Reviews

Further Years of Solitude

Anson Ching

I picked up Miguel Bonnefoy’s Black Sugar (Gallic Books)—translated from the French by Emily Boyce—when I visited the new bookstore Upstart & Crow on Granville Island in Vancouver. I fell into the story immediately, feeling as if I had jumped back into Gabriel Garcia Márquez’s One Hundred Years of Solitude. Black Sugar is also set in a remote village in a tropical rainforest, where connections with the coast and the outside world seem to have been severed so long ago that villagers find it absurd to think that the notorious privateer Henry Morgan’s lost treasure might be buried somewhere nearby. Each time travellers seeking Morgan’s fabled treasure come to the village, they bring with them snippets from the modern world at large. What I love about reading this kind of story is seeing how many nuggets of history I can prospect from the fable-like prose.
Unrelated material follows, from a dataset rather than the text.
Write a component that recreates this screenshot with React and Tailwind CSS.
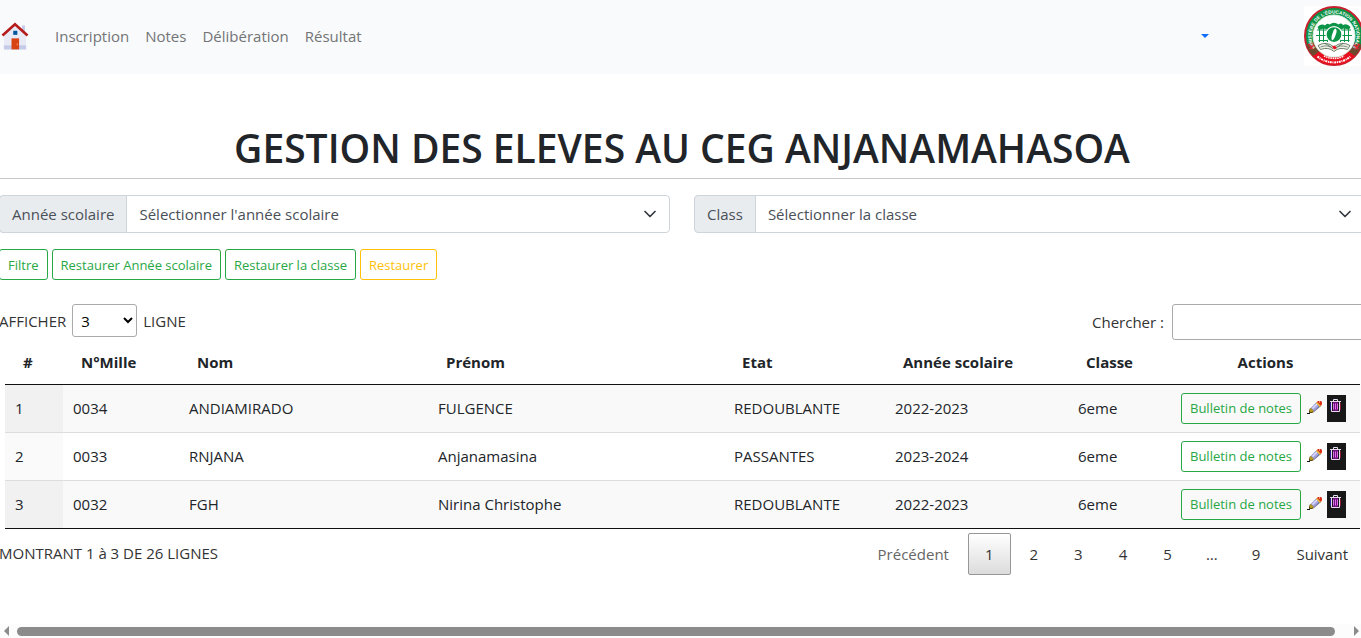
const students = [
  { id: 1, mille: "0034", nom: "ANDIAMIRADO", prenom: "FULGENCE", etat: "REDOUBLANTE", annee: "2022-2023", classe: "6eme" },
  { id: 2, mille: "0033", nom: "RNJANA", prenom: "Anjanamasina", etat: "PASSANTES", annee: "2023-2024", classe: "6eme" },
  { id: 3, mille: "0032", nom: "FGH", prenom: "Nirina Christophe", etat: "REDOUBLANTE", annee: "2022-2023", classe: "6eme" },
];

const navLinks = ["Inscription", "Notes", "Délibération", "Résultat"];
const headings = ["#", "N°Mille", "Nom", "Prénom", "Etat", "Année scolaire", "Classe"];

function HouseIcon() {
  return (
    <svg className="h-7 w-7" viewBox="0 0 48 48" aria-hidden="true">
      <path fill="#c5cae9" d="M36 6h5v14h-5z" />
      <path fill="#e8eaf6" d="M43 47H5V21L24 4l19 17z" />
      <path fill="#c5cae9" d="M5 40h38v7H5z" />
      <path fill="#b71c1c" d="M24 1 1 21.500l3 3.300L24 7l20 17.800 3-3.300z" />
      <path fill="#d84315" d="M18 28h13v19H18z" />
      <path fill="#01579b" d="M21 15h7v7h-7z" />
      <path fill="#ff8a65" d="M27 37h2v3h-2z" />
    </svg>
  );
}

function MinistryLogo() {
  return (
    <svg className="h-15 w-15 bg-white" viewBox="0 0 120 120" role="img" aria-label="Ministère de l'Éducation Nationale">
      <defs>
        <path id="ring" d="M60 105a45 45 0 0 1 0-90a45 45 0 0 1 0 90" />
      </defs>
      <circle cx="60" cy="60" r="58" fill="#0b9347" stroke="#c8202f" strokeWidth="4" />
      <path d="M4 77a58 58 0 0 0 14 23l13-10a43 43 0 0 1-11-18zM116 77a58 58 0 0 1-14 23l-13-10a43 43 0 0 0 11-18z" fill="#6d4a2e" />
      <path d="M18 100A58 58 0 0 0 102 100L89 90A42 42 0 0 1 31 90z" fill="#e8101f" />
      <circle cx="60" cy="60" r="42" fill="#fff" stroke="#dff3e6" strokeWidth="2" />
      <text fill="#fff" fontSize="9.500" fontWeight="700" fontFamily="Liberation Sans Narrow, Liberation Sans, sans-serif">
        <textPath href="#ring" startOffset="50%" textAnchor="middle">MINISTÈRE DE L'ÉDUCATION NATIONALE</textPath>
      </text>
      <path d="M27 42q8-8 15-3 4-6 9-2 9-7 18 0 5-4 9 1 8-4 15 4l-3 5-10-2-8 2-12-3-12 3-9-2-9 3z" fill="#0b9347" />
      <path d="M26 48h68M24 59h72M29 69h20m22 0h20M31 42v30M39 42v30M47 42v30M73 42v30M81 42v30M89 42v30" stroke="#0b9347" strokeWidth="2" fill="none" />
      <circle cx="60" cy="57" r="16" fill="#0b9347" stroke="#fff" strokeWidth="2.500" />
      <path d="M63 45c4 3 2 9 0 14s-5 11-7 9-1-8 1-13 2-9 6-10z" fill="#fff" />
      <path d="M28 79q17-10 32 3 15-13 32-3l-5 8q-16-6-27 4-11-10-27-4z" fill="#f1efe7" stroke="#71836d" strokeWidth="2" />
      <path d="M33 82q16-6 25 4m29-4q-16-6-25 4M42 75l14 8m22-8-14 8" stroke="#4f7059" strokeWidth="1.500" fill="none" />
      <path d="M56 81l5-2 5 5-6 3z" fill="#e8101f" />
      <path d="M40 100a44 44 0 0 0 40 0" fill="none" stroke="#fff" strokeWidth="3" strokeDasharray="3 1.500" />
      <path d="M27 101a52 52 0 0 0 66 0" fill="none" stroke="#fff" strokeWidth="4" strokeDasharray="4 1.500 2 1.500" />
      <path d="M9 76l8 10m-6 0 9-8M111 76l-8 10m6 0-9-8" stroke="#db2935" strokeWidth="3" />
    </svg>
  );
}

function PencilIcon() {
  return (
    <svg className="h-4 w-4" viewBox="0 0 16 16" aria-hidden="true">
      <path fill="#111" d="M0 14h1v-1h3v-1h1v1H4v1z" />
      <path fill="#5d4b18" d="M3 13v-2l1-3 4 4-2 1z" />
      <path fill="#6d6b92" d="m4 9 7-7 4 4-7 6z" />
      <path fill="#b59a18" d="M4 12V9l1-1 3 3-2 1z" />
      <path fill="#a8a5de" d="m5 8 5-5 3 3-5 5z" />
      <path fill="#dcdcff" d="m6 8 5-5 1 1-5 5z" />
      <path fill="#f2bd20" d="m10 3 1-1 4 4-1 1z" />
      <path fill="#dc3014" d="m11 2 1-1h3l1 1v2l-1 2z" />
      <path fill="#ff8a70" d="M13 1h1v2h-1z" />
    </svg>
  );
}

function TrashIcon() {
  return (
    <svg className="h-[14px] w-[13px]" viewBox="0 0 13 14" fill="none" aria-hidden="true">
      <path d="M4 3h5v9H4z" fill="#721080" />
      <path d="M1 2.500h11M4.500 2V.500h4V2M2.500 3v9.500h8V3" stroke="#eadcf0" />
      <path d="M4.500 4.500v6m2-6v6m2-6v6" stroke="#dc70e6" />
      <path d="M1.500 4v7" stroke="#2613a0" />
      <path d="M11.500 4v7" stroke="#8b1838" />
    </svg>
  );
}

function FilterSelect({ id, label, placeholder }) {
  return (
    <div className="flex h-[38px]">
      <label htmlFor={id} className="flex items-center whitespace-nowrap rounded-l border border-[#ced4da] bg-[#e9ecef] px-3 text-[#495057]">
        {label}
      </label>
      <div className="relative -ml-px grow">
        <select id={id} className="h-full w-full appearance-none rounded-r border border-[#ced4da] bg-white pl-3 pr-9 text-[#495057]">
          <option>{placeholder}</option>
        </select>
        <svg className="pointer-events-none absolute right-3 top-[11px] h-4 w-4" viewBox="0 0 16 16" fill="none" stroke="#343a40" strokeWidth="1.700" strokeLinecap="round" strokeLinejoin="round" aria-hidden="true">
          <path d="m3 5.500 5 5 5-5" />
        </svg>
      </div>
    </div>
  );
}

function OutlineButton({ children, tone = "green" }) {
  const color = tone === "green" ? "border-[#28a745] text-[#28a745]" : "border-[#ffc107] text-[#ffc107]";
  return (
    <button type="button" className={`h-[31px] whitespace-nowrap rounded-[3px] border px-2 text-[13px] ${color}`}>
      {children}
    </button>
  );
}

function PageButton({ children, current }) {
  const look = current
    ? "border-[#979797] bg-linear-to-b from-white to-[#dcdcdc]"
    : "border-transparent";
  return (
    <button type="button" aria-current={current ? "page" : undefined} className={`h-[42px] min-w-[42px] rounded-[2px] border px-4 text-[#333] ${look}`}>
      {children}
    </button>
  );
}

export default function App() {
  return (
    <div className="flex min-h-screen flex-col overflow-hidden bg-white font-['Open_Sans','Noto_Sans',sans-serif] text-[15px] leading-6 text-[#212529]">
      <div className="-ml-px w-[calc(100%+5px)]">
        <header className="flex items-center bg-[#f8fafc] pb-2 pl-[2px] pr-px pt-[6px]">
          <a href="#accueil" aria-label="Accueil"><HouseIcon /></a>
          <nav className="ml-[26px] flex gap-4">
            {navLinks.map((link) => (
              <a key={link} href={`#${link}`} className="text-[#737475]">{link}</a>
            ))}
          </nav>
          <button type="button" aria-label="Compte" className="ml-auto mr-[95px] flex h-6 w-2 items-center">
            <svg className="h-1 w-2" viewBox="0 0 8 4" aria-hidden="true"><path d="M0 0h8L4 4z" fill="#0d6efd" /></svg>
          </button>
          <MinistryLogo />
        </header>

        <main>
          <h1 className="mt-[50px] text-center text-[39px] font-semibold leading-[48px]">GESTION DES ELEVES AU CEG ANJANAMAHASOA</h1>
          <hr className="mt-[6px] border-[#c8c9ca]" />

          <div className="mt-4 grid grid-cols-2 gap-6">
            <FilterSelect id="annee" label="Année scolaire" placeholder="Sélectionner l'année scolaire" />
            <FilterSelect id="classe" label="Class" placeholder="Sélectionner la classe" />
          </div>

          <div className="mt-4 flex gap-1">
            <OutlineButton>Filtre</OutlineButton>
            <OutlineButton>Restaurer Année scolaire</OutlineButton>
            <OutlineButton>Restaurer la classe</OutlineButton>
            <OutlineButton tone="yellow">Restaurer</OutlineButton>
          </div>

          <div className="mt-6 flex items-start justify-between text-[#333]">
            <label className="flex items-center gap-[6px]">
              AFFICHER
              <select className="h-[33px] w-[65px] rounded-[3px] border border-[#aaa] bg-transparent p-1 text-black">
                <option>3</option>
                <option>10</option>
                <option>25</option>
              </select>
              LIGNE
            </label>
            <label className="flex items-center gap-2">
              Chercher :
              <input type="search" className="h-9 w-[193px] rounded-[3px] border border-[#aaa] px-1" />
            </label>
          </div>

          <div className="pl-[6px] pr-[5px]">
            <table className="w-full table-fixed border-b border-[#111]">
              <colgroup>
                <col className="w-[58px]" />
                <col className="w-[116px]" />
                <col className="w-[249px]" />
                <col className="w-[296px]" />
                <col className="w-[161px]" />
                <col className="w-[183px]" />
                <col className="w-[103px]" />
                <col className="w-[189px]" />
              </colgroup>
              <thead>
                <tr className="h-11 border-b border-[#111] text-left">
                  {headings.map((h) => (
                    <th key={h} scope="col" className="whitespace-nowrap px-[18px] font-bold">{h}</th>
                  ))}
                  <th scope="col" className="text-center font-bold">Actions</th>
                </tr>
              </thead>
              <tbody>
                {students.map((s) => (
                  <tr key={s.id} className="group h-12 border-b border-[#ddd] odd:bg-[#f9f9f9] last:border-b-0">
                    <td className="px-[10px] group-odd:bg-[#f1f1f1] group-even:bg-[#fafafa]">{s.id}</td>
                    <td className="px-[10px]">{s.mille}</td>
                    <td className="px-[10px]">{s.nom}</td>
                    <td className="px-[10px]">{s.prenom}</td>
                    <td className="px-[10px]">{s.etat}</td>
                    <td className="px-[10px]">{s.annee}</td>
                    <td className="px-[10px]">{s.classe}</td>
                    <td className="px-[10px]">
                      <div className="flex items-center gap-[5px]">
                        <OutlineButton>Bulletin de notes</OutlineButton>
                        <button type="button" aria-label="Modifier"><PencilIcon /></button>
                        <button type="button" aria-label="Supprimer" className="flex h-[27px] w-[19px] items-start bg-[#181818] pl-[2px] pt-1"><TrashIcon /></button>
                      </div>
                    </td>
                  </tr>
                ))}
              </tbody>
            </table>
          </div>

          <div className="flex justify-between pt-1 text-[#333]">
            <p className="pt-2">MONTRANT 1 à 3 DE 26 LIGNES</p>
            <nav aria-label="Pagination" className="flex gap-[2px]">
              <button type="button" disabled className="h-[42px] px-[17px] text-[#666]">Précédent</button>
              <PageButton current>1</PageButton>
              <PageButton>2</PageButton>
              <PageButton>3</PageButton>
              <PageButton>4</PageButton>
              <PageButton>5</PageButton>
              <span className="flex w-[42px] items-center justify-center">…</span>
              <PageButton>9</PageButton>
              <PageButton>Suivant</PageButton>
            </nav>
          </div>
        </main>
      </div>

      <div className="mt-auto flex h-[14px] items-center bg-[#fcfcfc] pl-1" aria-hidden="true">
        <svg className="h-[10px] w-[5px]" viewBox="0 0 5 10"><path d="M5 0v10L0 5z" fill="#8b8b8b" /></svg>
        <div className="ml-2 mr-[19px] h-[9px] grow rounded-full bg-[#8b8b8b]" />
        <svg className="mr-[2px] h-[10px] w-[5px]" viewBox="0 0 5 10"><path d="M0 0v10l5-5z" fill="#8b8b8b" /></svg>
      </div>
    </div>
  );
}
There’s truth in the tale, but facts as well, with the facts being the embellishment. There’s a lushness to stories like Bonnefoy’s that I wish North Americans weren’t so standoffish towards. In contrast to Márquez’s sprawling novels, Bonnefoy is able to rein in his story, exploring just a few strands of thought. Black Sugar is a rich but short read, and if I were asked to suggest an introduction to the world of magic realism, this is certainly one of the options that I’d recommend.